Power loves to stay in power.

As I watch Congress question the CEOs of various money-center banks, I get the feeling they're playing footsy under the table. There's a little outrage from some -- albeit misplaced -- but what we're watching is the lions questioning the wolves. We're witnessing masterful subterfuge.

Power loves to stay in power. Money enables that; the more money, the more power. We long ago gave government the power to create money from nothing, but the government needs a fractional banking system to turn the key and lever that money up. Over time any attempt by the markets to correct imbalances created by this was met by more money, and more schemes to keep that money flowing.

I'm not conspiratorial, because I don't give them that much credit. It started in earnest in 1987, when Alan Greenspan met the crash with massive amounts of stimulus. He lowered rates (put the printing press into action) and lowered margin requirements at banks (turned the key).

He met every subsequent recession, which is an attempt by the marketplace to correct imbalances (like too much debt), with more stimulus and more debt. Ben Bernanke has taken on that mantle.

Congress did their part in several ways: The 2 most important were excess government spending and the continued backing of the GSEs. Very simply, banks would probably have not been able to keep lending without Fannie Mae (FNM) and Freddie Mac (FRE) guaranteeing and buying up debt from banks, which encouraged them into moral hazard: lending to people that, in even a modest downturn, could never pay back their loans. I'm not at all absolving banks from responsibility. If they'd been run by risk managers and not salesmen, the leverage would never have gone this far.

Government-enabled banks, even implicitly encouraged them to lend irresponsibly (Mr. Frank not so implicitly).

I only blame to make it clear.

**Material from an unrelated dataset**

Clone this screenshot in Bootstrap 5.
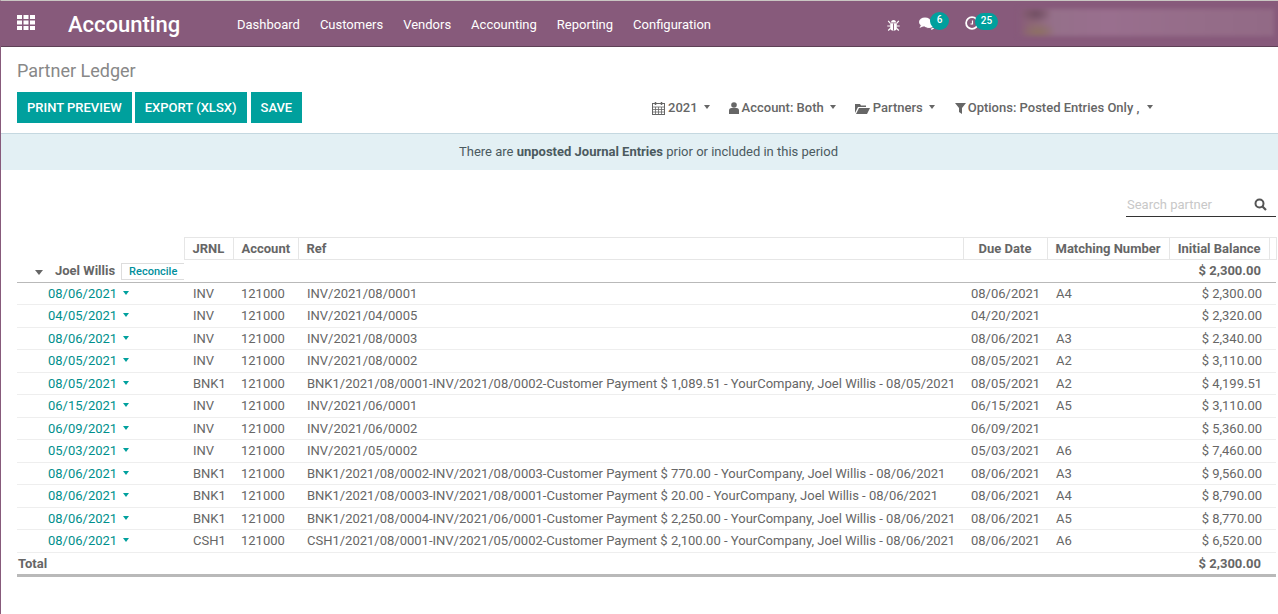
<!DOCTYPE html>
<html lang="en"><head><meta charset="utf-8"><title>Partner Ledger</title>
<link href="https://cdn.jsdelivr.net/npm/bootstrap@5.3.0/dist/css/bootstrap.min.css" rel="stylesheet">
<style>
html,body{height:100%}
body{font-family:Roboto,"Noto Sans",sans-serif;font-size:13px;color:#666;background:#fff;border-left:1px solid #875a7b;border-top:1px solid #c9c6c2;overflow:hidden;line-height:1.5}
.topbar{height:46px;background:#875a7b;border-bottom:1px solid #5e4156;color:#fff;padding-left:16px;padding-top:2px}
.appgrid{width:18px;height:15px;margin-right:32px;margin-top:-5px}
.appname{font-size:22px;font-weight:500;color:#fff;width:170px;padding-left:1px;line-height:1}
.menuitem{color:#fff;font-size:13px;margin-right:20px;text-decoration:none}
.pill{position:absolute;background:#00a09d;color:#fff;font-size:10px;font-weight:500;border-radius:10px;height:17px;line-height:15px;text-align:center}
.blurbox{position:absolute;left:1017px;top:8px;width:256px;height:27px;filter:blur(2px);background:radial-gradient(ellipse 16px 9px at 7% 18%,#6f4d62 0,rgba(111,77,98,0) 100%),radial-gradient(ellipse 18px 10px at 8% 85%,#8d7163 0,rgba(141,113,99,0) 100%),linear-gradient(90deg,#875a7b 0,#8d6577 5%,#95708a 14%,#996f8e 35%,#956d89 70%,#926a86 100%)}
.pagehead{padding:13px 16px 0 16px;height:86px}
.pagetitle{font-size:18px;font-weight:400;color:#888;margin:0 0 10px 0;line-height:22px}
.actbtn{background:#00a09d;color:#fff;border:0;border-radius:0;font-size:13px;font-weight:500;height:31px;padding:0 10px;margin-right:3px;line-height:31px}
.actbtn:nth-child(2){margin-right:4px}
.actbtn:hover{background:#00a09d;color:#fff}
.filterbar{position:absolute;top:100px;left:652px;color:#666;font-weight:500;font-size:13px;gap:19px;line-height:16px}
.fitem{display:flex;align-items:center;gap:3px}
.fitemlast{gap:2px;margin-left:1px}
.caretd{display:inline-block;border-top:4px solid #666;border-left:3.5px solid transparent;border-right:3.5px solid transparent;margin-left:3px;margin-top:-3px}
.fitemlast .caretd{margin-left:6px}
.noticebar{background:#e3f0f4;color:#4b5a5f;height:37px;line-height:36px;text-align:center;border-top:1px solid #c5d8e0;padding-left:18px}
.searchrow{height:67px;padding-right:2px}
.searchbx{width:150px;border-bottom:1px solid #333;height:25px;margin-top:22px;color:#c8c8c8;padding-left:1px;line-height:24px;padding-top:1px}
.searchglass{margin-right:9px}
.ledger{margin-left:16px;width:1259px;table-layout:fixed;border-collapse:collapse;color:#666}
.ledger th,.ledger td{padding:0 8px;white-space:nowrap;font-weight:400;height:22.5px;line-height:15px;vertical-align:middle;overflow:hidden}
.ledger thead th{font-weight:700;border:1px solid #e6e6e6;height:22px}
.ledger thead th.blankhead{border:0}
.ledger tbody td{border-bottom:1px solid #eee}
.ledger tbody td:nth-child(2),.ledger tbody td:nth-child(4),.ledger tbody td:nth-child(6){padding-left:9px}
.ledger tbody td.endcell{padding-right:7px}
.ledger tbody tr.partnerrow td{border-bottom:1px solid #b9b9b9;font-weight:700}
.ledger tbody tr.totalrow td{border-bottom:3px solid #b9b9b9;font-weight:700;height:23px}
.ledger tbody tr.partnerrow td.endcell,.ledger tbody tr.totalrow td.endcell{padding-right:8px}
.ledger tbody tr.totalrow td:first-child{padding-left:1px}
.endcell{text-align:right}
.w1{width:167px}.w2{width:49px}.w3{width:65px}.w4{width:665px}.w5{width:84px}.w6{width:122px}.w7{width:100px}.w8{width:7px}
.datelink{color:#008f8c;padding-left:31px!important}
.rowcaret{display:inline-block;border-top:4px solid #00a09d;border-left:3.5px solid transparent;border-right:3.5px solid transparent;margin-left:6px;vertical-align:3px}
.partnercaret{display:inline-block;border-top:5px solid #666;border-left:4.5px solid transparent;border-right:4.5px solid transparent;margin:0 12px 0 18px;vertical-align:0}
.recbtn{display:inline-block;border:1px solid #ddd;color:#008f9c;font-weight:500;font-size:11px;line-height:15px;height:17px;padding:0 7px;margin-left:6px;vertical-align:0}
.ledger tbody tr.partnerrow td.partnercell{padding:2px 0 0 0}
.ledger tbody tr td:last-child{padding:0}
</style></head>
<body>
<nav class="topbar d-flex align-items-center position-relative">
  <svg class="appgrid" viewBox="0 0 18 15" fill="#fff" aria-hidden="true"><rect x="0" y="0" width="5" height="4"/><rect x="6.5" y="0" width="5" height="4"/><rect x="13" y="0" width="5" height="4"/><rect x="0" y="5.5" width="5" height="4"/><rect x="6.5" y="5.5" width="5" height="4"/><rect x="13" y="5.5" width="5" height="4"/><rect x="0" y="11" width="5" height="4"/><rect x="6.5" y="11" width="5" height="4"/><rect x="13" y="11" width="5" height="4"/></svg>
  <div class="appname">Accounting</div>
  <a class="menuitem" href="#">Dashboard</a><a class="menuitem" href="#">Customers</a><a class="menuitem" href="#">Vendors</a><a class="menuitem" href="#">Accounting</a><a class="menuitem" href="#">Reporting</a><a class="menuitem" href="#">Configuration</a>
  <svg style="position:absolute;left:886px;top:17px" width="13" height="13" viewBox="0 0 13 13" fill="#fff" stroke="#fff" aria-hidden="true"><path d="M3.2 5.2h6.6V9.5a3.3 3.3 0 0 1-6.6 0z" stroke="none"/><path d="M4 4.4a2.5 2.5 0 0 1 5 0z" stroke="none"/><path d="M1.2 2.8l2.2 2.6M11.8 2.8L9.6 5.4M.3 8h3M12.7 8h-3M1.2 12.5l2.4-2.3M11.8 12.5l-2.4-2.3" fill="none" stroke-width="1.2"/><path d="M6.5 5.4V12.6" stroke="#875a7b" stroke-width=".9"/></svg>
  <svg style="position:absolute;left:918px;top:16px" width="16" height="14" viewBox="0 0 16 14" aria-hidden="true"><path d="M11 9.5l1.5 3.5 2.5-1.5-1-2.5z" fill="#fff"/><ellipse cx="10" cy="8" rx="5" ry="3.5" fill="#fff" stroke="#875a7b"/><ellipse cx="6" cy="5" rx="6" ry="4.5" fill="#fff"/><path d="M2 8l-1.500 3 4.500-2z" fill="#fff"/></svg>
  <span class="pill" style="left:929px;top:11px;width:19px;height:18px;border-radius:50%">6</span>
  <svg style="position:absolute;left:964px;top:15px" width="14" height="14" viewBox="0 0 14 14" fill="none" stroke="#fff" aria-hidden="true"><circle cx="7" cy="7" r="5.9" stroke-width="1.8"/><path d="M7.500 4.500V8H5.500" stroke-width="1.200"/></svg>
  <span class="pill" style="left:974px;top:12px;width:23px">25</span>
  <div class="blurbox"></div>
</nav>
<div class="pagehead">
  <h1 class="pagetitle">Partner Ledger</h1>
  <div class="d-flex"><button class="btn actbtn">PRINT PREVIEW</button><button class="btn actbtn">EXPORT (XLSX)</button><button class="btn actbtn">SAVE</button></div>
</div>
<div class="filterbar d-flex">
  <span class="fitem"><svg width="13" height="13" viewBox="0 0 13 13" fill="none" stroke="#666" aria-hidden="true"><rect x=".5" y="1.500" width="12" height="11"/><path d="M.5 5h12M.5 7.500h12M.5 10h12M3.500 5v7M6.500 5v7M9.500 5v7" stroke-width=".8"/><path d="M3.500 0v3M9.500 0v3" stroke-width="1.500"/></svg>2021<i class="caretd"></i></span>
  <span class="fitem"><svg width="10" height="12" viewBox="0 0 10 12" fill="#666" aria-hidden="true"><circle cx="5" cy="3" r="2.800"/><path d="M0 12V8.500Q0 6 2.500 6h5Q10 6 10 8.500V12z"/></svg>Account: Both<i class="caretd"></i></span>
  <span class="fitem"><svg width="15" height="11" viewBox="0 0 15 11" fill="#666" aria-hidden="true"><path d="M0 10V1h5l1 1.500h5V4H3zM1 11l3-6h11l-3 6z"/></svg>Partners<i class="caretd"></i></span>
  <span class="fitem fitemlast"><svg width="11" height="11" viewBox="0 0 11 11" fill="#666" aria-hidden="true"><path d="M0 0h11L7 5v6L4 9V5z"/></svg>Options: Posted Entries Only ,<i class="caretd"></i></span>
</div>
<div class="noticebar">There are <b>unposted Journal Entries</b> prior or included in this period</div>
<div class="searchrow d-flex justify-content-end">
  <div class="searchbx d-flex justify-content-between align-items-center"><span>Search partner</span><svg class="searchglass" width="13" height="13" viewBox="0 0 13 13" fill="none" stroke="#555" aria-hidden="true"><circle cx="5.500" cy="5.500" r="4" stroke-width="2"/><path d="M8.500 8.500L12 12" stroke-width="2.200"/></svg></div>
</div>
<table class="ledger">
<colgroup><col class="w1"><col class="w2"><col class="w3"><col class="w4"><col class="w5"><col class="w6"><col class="w7"><col class="w8"></colgroup>
<thead><tr><th class="blankhead"></th><th>JRNL</th><th>Account</th><th>Ref</th><th class="text-center">Due Date</th><th>Matching Number</th><th class="endcell">Initial Balance</th><th></th></tr></thead>
<tbody>
<tr class="partnerrow"><td class="partnercell"><i class="partnercaret"></i>Joel Willis<span class="recbtn">Reconcile</span></td><td></td><td></td><td></td><td></td><td></td><td class="endcell">$ 2,300.00</td><td></td></tr>
<tr><td class="datelink">08/06/2021<i class="rowcaret"></i></td><td>INV</td><td>121000</td><td>INV/2021/08/0001</td><td>08/06/2021</td><td>A4</td><td class="endcell">$ 2,300.00</td><td></td></tr>
<tr><td class="datelink">04/05/2021<i class="rowcaret"></i></td><td>INV</td><td>121000</td><td>INV/2021/04/0005</td><td>04/20/2021</td><td></td><td class="endcell">$ 2,320.00</td><td></td></tr>
<tr><td class="datelink">08/06/2021<i class="rowcaret"></i></td><td>INV</td><td>121000</td><td>INV/2021/08/0003</td><td>08/06/2021</td><td>A3</td><td class="endcell">$ 2,340.00</td><td></td></tr>
<tr><td class="datelink">08/05/2021<i class="rowcaret"></i></td><td>INV</td><td>121000</td><td>INV/2021/08/0002</td><td>08/05/2021</td><td>A2</td><td class="endcell">$ 3,110.00</td><td></td></tr>
<tr><td class="datelink">08/05/2021<i class="rowcaret"></i></td><td>BNK1</td><td>121000</td><td>BNK1/2021/08/0001-INV/2021/08/0002-Customer Payment $ 1,089.51 - YourCompany, Joel Willis - 08/05/2021</td><td>08/05/2021</td><td>A2</td><td class="endcell">$ 4,199.51</td><td></td></tr>
<tr><td class="datelink">06/15/2021<i class="rowcaret"></i></td><td>INV</td><td>121000</td><td>INV/2021/06/0001</td><td>06/15/2021</td><td>A5</td><td class="endcell">$ 3,110.00</td><td></td></tr>
<tr><td class="datelink">06/09/2021<i class="rowcaret"></i></td><td>INV</td><td>121000</td><td>INV/2021/06/0002</td><td>06/09/2021</td><td></td><td class="endcell">$ 5,360.00</td><td></td></tr>
<tr><td class="datelink">05/03/2021<i class="rowcaret"></i></td><td>INV</td><td>121000</td><td>INV/2021/05/0002</td><td>05/03/2021</td><td>A6</td><td class="endcell">$ 7,460.00</td><td></td></tr>
<tr><td class="datelink">08/06/2021<i class="rowcaret"></i></td><td>BNK1</td><td>121000</td><td>BNK1/2021/08/0002-INV/2021/08/0003-Customer Payment $ 770.00 - YourCompany, Joel Willis - 08/06/2021</td><td>08/06/2021</td><td>A3</td><td class="endcell">$ 9,560.00</td><td></td></tr>
<tr><td class="datelink">08/06/2021<i class="rowcaret"></i></td><td>BNK1</td><td>121000</td><td>BNK1/2021/08/0003-INV/2021/08/0001-Customer Payment $ 20.00 - YourCompany, Joel Willis - 08/06/2021</td><td>08/06/2021</td><td>A4</td><td class="endcell">$ 8,790.00</td><td></td></tr>
<tr><td class="datelink">08/06/2021<i class="rowcaret"></i></td><td>BNK1</td><td>121000</td><td>BNK1/2021/08/0004-INV/2021/06/0001-Customer Payment $ 2,250.00 - YourCompany, Joel Willis - 08/06/2021</td><td>08/06/2021</td><td>A5</td><td class="endcell">$ 8,770.00</td><td></td></tr>
<tr><td class="datelink">08/06/2021<i class="rowcaret"></i></td><td>CSH1</td><td>121000</td><td>CSH1/2021/08/0001-INV/2021/05/0002-Customer Payment $ 2,100.00 - YourCompany, Joel Willis - 08/06/2021</td><td>08/06/2021</td><td>A6</td><td class="endcell">$ 6,520.00</td><td></td></tr>
<tr class="totalrow"><td>Total</td><td></td><td></td><td></td><td></td><td></td><td class="endcell">$ 2,300.00</td><td></td></tr>
</tbody></table>
<script src="https://cdn.jsdelivr.net/npm/bootstrap@5.3.0/dist/js/bootstrap.bundle.min.js"></script>
</body></html>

The government isn't the solution since they're the enabler. They'll enable until the currency is literally destroyed. A former Chinese bureaucrat already stated that the US needs to guarantee its debt. That's code for you now work for us.

That will happen unless we just stop and let the markets correct the problem. There's too much debt, and creating more debt is no longer an option. This is sad, but economics is like physics: You can't expect to jump out of a window and go up.

There are those that want to get into stocks because the current market capitalization is low relative to GDP. But don't underestimate how much GDP can drop. The reason stocks might rise a lot is a hyper-inflation (destruction of currency), but that's not bullish, and is fraught with peril.

Risk is high.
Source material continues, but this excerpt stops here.